Work required: Your task is to restate the data word for word.

Data extract:
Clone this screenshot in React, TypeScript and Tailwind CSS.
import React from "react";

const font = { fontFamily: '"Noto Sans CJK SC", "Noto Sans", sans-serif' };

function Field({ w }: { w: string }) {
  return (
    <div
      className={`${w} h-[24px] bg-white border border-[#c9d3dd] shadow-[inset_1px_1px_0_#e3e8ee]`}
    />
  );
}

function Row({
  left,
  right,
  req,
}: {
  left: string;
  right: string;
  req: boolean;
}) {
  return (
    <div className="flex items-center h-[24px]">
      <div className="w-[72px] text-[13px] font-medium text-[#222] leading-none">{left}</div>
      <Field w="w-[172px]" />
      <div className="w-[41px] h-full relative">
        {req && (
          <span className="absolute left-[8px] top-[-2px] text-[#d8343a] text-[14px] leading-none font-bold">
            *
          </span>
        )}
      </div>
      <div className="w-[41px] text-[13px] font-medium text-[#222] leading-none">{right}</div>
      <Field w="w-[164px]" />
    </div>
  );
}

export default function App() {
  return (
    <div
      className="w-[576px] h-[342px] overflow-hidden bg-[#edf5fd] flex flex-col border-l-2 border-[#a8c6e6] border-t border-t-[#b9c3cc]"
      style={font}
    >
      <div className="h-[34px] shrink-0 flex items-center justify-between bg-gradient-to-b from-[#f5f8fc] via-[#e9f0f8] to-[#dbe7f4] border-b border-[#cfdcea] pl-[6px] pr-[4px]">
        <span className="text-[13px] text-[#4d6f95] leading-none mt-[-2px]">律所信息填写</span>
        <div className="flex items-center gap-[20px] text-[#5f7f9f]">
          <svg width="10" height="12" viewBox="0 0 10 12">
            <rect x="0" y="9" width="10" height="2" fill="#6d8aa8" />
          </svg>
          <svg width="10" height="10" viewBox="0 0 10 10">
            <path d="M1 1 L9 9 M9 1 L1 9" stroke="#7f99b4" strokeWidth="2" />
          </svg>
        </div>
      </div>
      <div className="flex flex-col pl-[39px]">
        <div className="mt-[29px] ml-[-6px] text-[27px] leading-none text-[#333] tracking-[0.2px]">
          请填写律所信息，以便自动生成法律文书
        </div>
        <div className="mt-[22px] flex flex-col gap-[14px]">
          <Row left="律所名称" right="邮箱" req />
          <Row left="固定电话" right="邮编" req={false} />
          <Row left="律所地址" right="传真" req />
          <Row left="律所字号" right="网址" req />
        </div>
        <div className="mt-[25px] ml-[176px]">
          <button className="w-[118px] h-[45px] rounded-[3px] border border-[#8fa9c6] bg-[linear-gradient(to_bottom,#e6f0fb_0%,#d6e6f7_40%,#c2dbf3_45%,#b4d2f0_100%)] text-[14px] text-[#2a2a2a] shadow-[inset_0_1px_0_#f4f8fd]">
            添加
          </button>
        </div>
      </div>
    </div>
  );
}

Output of the task:
Clone this screenshot in React, TypeScript and Tailwind CSS.
import React from "react";

const font = { fontFamily: '"Noto Sans CJK SC", "Noto Sans", sans-serif' };

function Field({ w }: { w: string }) {
  return (
    <div
      className={`${w} h-[24px] bg-white border border-[#c9d3dd] shadow-[inset_1px_1px_0_#e3e8ee]`}
    />
  );
}

function Row({
  left,
  right,
  req,
}: {
  left: string;
  right: string;
  req: boolean;
}) {
  return (
    <div className="flex items-center h-[24px]">
      <div className="w-[72px] text-[13px] font-medium text-[#222] leading-none">{left}</div>
      <Field w="w-[172px]" />
      <div className="w-[41px] h-full relative">
        {req && (
          <span className="absolute left-[8px] top-[-2px] text-[#d8343a] text-[14px] leading-none font-bold">
            *
          </span>
        )}
      </div>
      <div className="w-[41px] text-[13px] font-medium text-[#222] leading-none">{right}</div>
      <Field w="w-[164px]" />
    </div>
  );
}

export default function App() {
  return (
    <div
      className="w-[576px] h-[342px] overflow-hidden bg-[#edf5fd] flex flex-col border-l-2 border-[#a8c6e6] border-t border-t-[#b9c3cc]"
      style={font}
    >
      <div className="h-[34px] shrink-0 flex items-center justify-between bg-gradient-to-b from-[#f5f8fc] via-[#e9f0f8] to-[#dbe7f4] border-b border-[#cfdcea] pl-[6px] pr-[4px]">
        <span className="text-[13px] text-[#4d6f95] leading-none mt-[-2px]">律所信息填写</span>
        <div className="flex items-center gap-[20px] text-[#5f7f9f]">
          <svg width="10" height="12" viewBox="0 0 10 12">
            <rect x="0" y="9" width="10" height="2" fill="#6d8aa8" />
          </svg>
          <svg width="10" height="10" viewBox="0 0 10 10">
            <path d="M1 1 L9 9 M9 1 L1 9" stroke="#7f99b4" strokeWidth="2" />
          </svg>
        </div>
      </div>
      <div className="flex flex-col pl-[39px]">
        <div className="mt-[29px] ml-[-6px] text-[27px] leading-none text-[#333] tracking-[0.2px]">
          请填写律所信息，以便自动生成法律文书
        </div>
        <div className="mt-[22px] flex flex-col gap-[14px]">
          <Row left="律所名称" right="邮箱" req />
          <Row left="固定电话" right="邮编" req={false} />
          <Row left="律所地址" right="传真" req />
          <Row left="律所字号" right="网址" req />
        </div>
        <div className="mt-[25px] ml-[176px]">
          <button className="w-[118px] h-[45px] rounded-[3px] border border-[#8fa9c6] bg-[linear-gradient(to_bottom,#e6f0fb_0%,#d6e6f7_40%,#c2dbf3_45%,#b4d2f0_100%)] text-[14px] text-[#2a2a2a] shadow-[inset_0_1px_0_#f4f8fd]">
            添加
          </button>
        </div>
      </div>
    </div>
  );
}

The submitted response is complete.